We don’t like to brag, but we did point out that, rather than relying on Fernandes heading off elsewhere, ‘it would rely on Manchester United making a bid, Chelsea accepting that bid, and then Palmer agreeing to move’.
Enter Chelsea manager Liam Rosenior ‘breaking his silence’ (of course he was) on the subject:
‘Is he untouchable, is he happy? Yes and yes. It’s simple, Cole Palmer is an incredible player like many players in the group. ‘Cole is here, he’s very happy and I can’t wait to see him back on the pitch. Cole is very happy. I’ve had numerous conversations with him. ‘Our thoughts are on how we can make this team better, how he can improve and how I can help him. He loves being here and he wants to be a Chelsea player.’

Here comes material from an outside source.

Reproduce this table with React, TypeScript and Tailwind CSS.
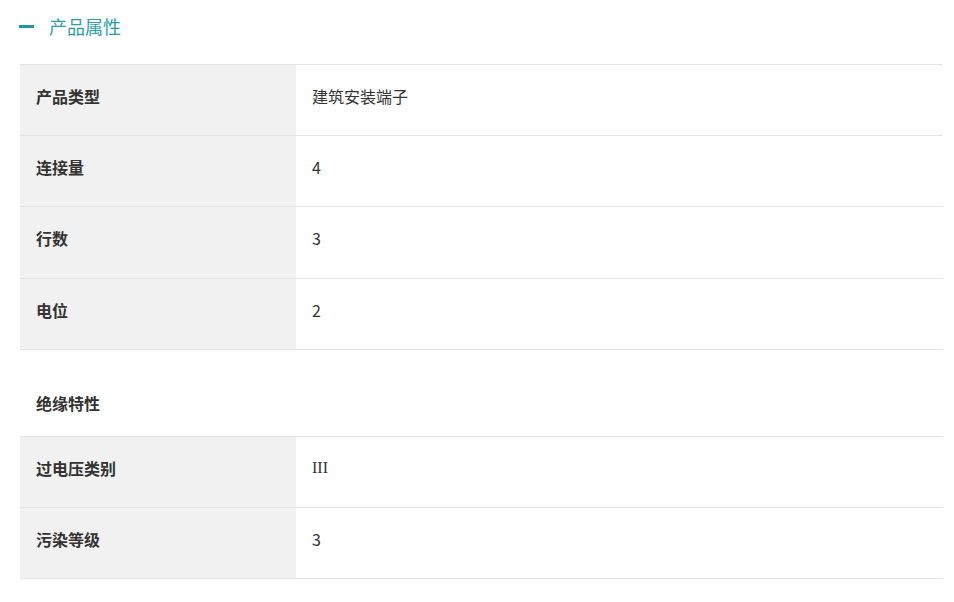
import React from "react";

const font = { fontFamily: '"Noto Sans CJK SC", "Liberation Sans", sans-serif' };

function Row({ label, value, serif }: { label: string; value: string; serif?: boolean }) {
  return (
    <div className="flex h-[71.2px] border-b border-[#e5e5e5]">
      <div className="w-[276px] shrink-0 bg-[#f1f1f1] pl-4 pb-[8px] flex items-center text-[16px] font-bold text-[#333]">
        {label}
      </div>
      <div
        className="flex-1 pl-4 pb-[8px] flex items-center text-[16px] text-[#333]"
        style={serif ? { fontFamily: '"Liberation Serif", serif' } : undefined}
      >
        {value}
      </div>
    </div>
  );
}

export default function App() {
  return (
    <div className="bg-white w-[954px] h-[602px]" style={font}>
      <div className="pl-[19px] pt-[13px] pb-[1px] flex items-center h-[26px] box-content">
        <div className="w-[15px] h-[3px] bg-[#1f989f]" />
        <div className="ml-[15px] text-[18px] text-[#2aa0a6] leading-[26px]">产品属性</div>
      </div>
      <div className="ml-[20px] w-[923px] mt-[24px]">
        <div className="border-t border-[#e5e5e5]">
          <Row label="产品类型" value="建筑安装端子" />
          <Row label="连接量" value="4" />
          <Row label="行数" value="3" />
          <Row label="电位" value="2" />
        </div>
        <div className="pt-[41px] pb-[21px] pl-4 text-[16px] font-bold text-[#333] leading-[24px]">
          绝缘特性
        </div>
        <div className="border-t border-[#e5e5e5]">
          <Row label="过电压类别" value="III" serif />
          <Row label="污染等级" value="3" />
        </div>
      </div>
    </div>
  );
}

Really does sound like we might be two transfers away with this one, guys.
Gordon Strachan has some advice for Andy Robertson as he nears a Liverpool exit, which he has directed at the left-back via the accepted modern method of ‘quotes in exchange for cash from a bookmaker that make their way to a tabloid live transfer blog with nothing better to fill the space’. In this case, The Sun’s.
‘Andy Robertson’s next club will depend on what he wants to do at this stage of his career. ‘I believe at his age, he’ll get a kick from going abroad and seeing something different, rather than staying in the Premier League and signing for a club like Tottenham.’
That’s absolutely fine advice. We certainly can’t disagree with anyone advising anyone against joining Tottenham at the present time.
But Strachan is not done there.
‘When I was Andy’s age, I left Manchester United and moved to Leeds, which gave me a real injection of enthusiasm for my football. ‘I think that’s what Andy wants – to enjoy his football again. He’s still at a level where he can play for most European clubs, so we’ll see who’s interested when summer comes round.’
Whe… where does Gordon think Leeds is? The Pennines are not – yet – an international border. The petition has been signed.